Among Moody’s Asia Pacific sovereigns, Mongolia has a large current account deficit and to a lesser degree in Sri Lanka and they rely in part on private sector financing flows. “Consequently, any severe and prolonged market volatility could heighten balance of payment pressures for these two sovereigns,” Moody’s said yesterday in a note, which looked at the Brexit impact on Asia Pacific sovereigns.
The external vulnerability could be further heightened for Sri Lanka as significant debt repayments are due during this year. Sri Lanka’s dependency on portfolio inflows to refinance its external debt is also high, albeit lesser than in Mongolia. “Meanwhile, out of those sovereigns that are vulnerable to a shift in portfolio flows, government debt is elevated in Sri Lanka and has risen significantly in Mongolia in the last five years.
In both cases, fiscal space to buffer negative shocks is limited,” the rating agency stated. Sri Lanka’s government debt-togross domestic product (GDP) is 76 percent in 2015, significantly higher than similarly rated sovereigns.
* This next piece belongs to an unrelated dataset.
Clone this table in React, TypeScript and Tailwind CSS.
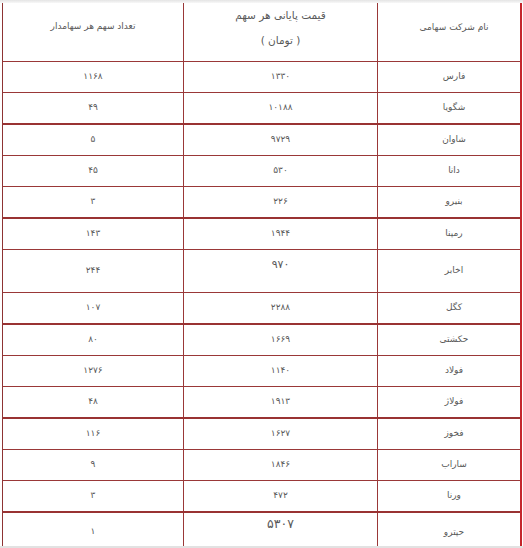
import React from "react";

interface Row {
  name: string;
  price: string;
  count: string;
  h: string;
  thick?: boolean;
}

const rows: Row[] = [
  { name: "فارس", price: "۱۳۳۰", count: "۱۱۶۸", h: "h-[31px]" },
  { name: "شگویا", price: "۱۰۱۸۸", count: "۴۹", h: "h-[32px]", thick: true },
  { name: "شاوان", price: "۹۷۲۹", count: "۵", h: "h-[31px]" },
  { name: "دانا", price: "۵۳۰", count: "۴۵", h: "h-[31px]" },
  { name: "بنیرو", price: "۲۲۶", count: "۳", h: "h-[32px]", thick: true },
  { name: "رمپنا", price: "۱۹۴۴", count: "۱۴۳", h: "h-[31px]" },
  { name: "اخابر", price: "۹۷۰", count: "۲۴۴", h: "h-[43px]" },
  { name: "کگل", price: "۲۲۸۸", count: "۱۰۷", h: "h-[32px]", thick: true },
  { name: "حکشتی", price: "۱۶۶۹", count: "۸۰", h: "h-[31px]" },
  { name: "فولاد", price: "۱۱۴۰", count: "۱۲۷۶", h: "h-[31px]" },
  { name: "فولاژ", price: "۱۹۱۳", count: "۴۸", h: "h-[32px]", thick: true },
  { name: "فخوز", price: "۱۶۲۷", count: "۱۱۶", h: "h-[31px]" },
  { name: "ساراب", price: "۱۸۴۶", count: "۹", h: "h-[31px]" },
  { name: "ورنا", price: "۴۷۲", count: "۳", h: "h-[32px]", thick: true },
];

const App = () => {
  return (
    <div
      className="w-[523px] h-[548px] bg-white overflow-hidden text-[9px] text-[#595959]"
      style={{ fontFamily: '"DejaVu Sans", Tahoma, sans-serif' }}
    >
      <div className="h-[3px] bg-gradient-to-b from-[#e4e4e4] to-[#f8f8f8]" />
      <div
        dir="rtl"
        className="ml-[2px] w-[520px] border-l border-r-2 border-l-[#8e3434] border-r-[#c4262c]"
      >
        {/* header */}
        <div className="flex h-[59px] border-b border-[#9a3838]">
          <div className="w-[142px] pl-[10px] flex items-center justify-center pb-[8px]">
            نام شرکت سهامی
          </div>
          <div className="w-[194px] border-r border-[#9a3838] flex flex-col items-center justify-center text-[10.5px] leading-[25px] pb-[8px]">
            <span>قیمت پایانی هر سهم</span>
            <span>( تومان )</span>
          </div>
          <div className="w-[181px] border-r border-[#9a3838] flex items-center justify-center pb-[10px]">
            تعداد سهم هر سهامدار
          </div>
        </div>

        {rows.map((row) => (
          <div
            key={row.name}
            className={`flex ${row.h} ${row.thick ? "border-b-2 border-[#993232]" : "border-b border-[#9a3838]"}`}
          >
            <div className="w-[142px] pl-[10px] flex items-center justify-center">
              {row.name}
            </div>
            <div className="w-[194px] border-r border-[#9a3838] flex items-center justify-center">
              {row.name === "اخابر" ? (
                <span className="text-[11px] mb-[12px]">{row.price}</span>
              ) : (
                row.price
              )}
            </div>
            <div className="w-[181px] border-r border-[#9a3838] flex items-center justify-center">
              {row.count}
            </div>
          </div>
        ))}

        {/* last row */}
        <div className="flex h-[33px]">
          <div className="w-[142px] pl-[10px] flex items-center justify-center pt-[6px]">
            حپترو
          </div>
          <div className="w-[194px] border-r border-[#9a3838] flex items-center justify-center">
            <span className="text-[12.5px] mb-[10px]">۵۳۰۷</span>
          </div>
          <div className="w-[181px] border-r border-[#9a3838] flex items-center justify-center pt-[4px]">
            ۱
          </div>
        </div>
      </div>
      <div className="h-[2px] bg-[#e2e2e2]" />
    </div>
  );
};

export default App;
However, it was only last week the newly appointed Central Bank Governor Dr. Indrajit Coomaraswamy downplayed any negative impact from Brexit on the Lankan economy, except in the case of the country having to raise money from international capital markets. Speaking on possible external vulnerabilities on the back of debt repayments, which are falling, he said the country faces no crisis but stressed that the external sector was “not in a good equilibrium” with record trade surpluses, continued current account deficits and lacklustre foreign direct inflows. He also saw no major difficulties in meeting the external debt obligations. Further, the limited fiscal policy room available for Sri Lanka will also constrain the ability of the country to offset these potentially lower external flows, which could result from the Brexit, Moody’s added.
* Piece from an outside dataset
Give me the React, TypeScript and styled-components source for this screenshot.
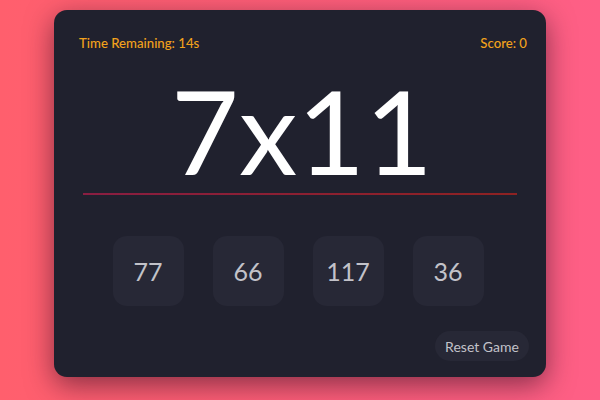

The IMF’s three-year US $ 1.5 billion extended fund facility was entered into with the promise of Sri Lanka’s government following a more challenging path of fiscal consolidation but the reforms and the targets look ambitious, Moody’s said earlier. “Generally, an initial narrowing of deficits diminished or reversed after a few years and the government’s debt burden continued to rise,” they said in June. The higher inflation in Sri Lanka has also limited the scope for the Central Bank to ease the monetary policy which otherwise could have used to provide some stimulus to the slowing economy. Sri Lanka’s prices are behaving in opposite direction to many other Asia Pacific countries which enjoy a moderate level of inflation on the back of lower commodity prices.
The possible shift in portfolio flows will not just aggravate the country’s external vulnerabilities but also will limit the scope for economic growth due to limited fiscal and monetary space available for the authorities to ease off the pressures.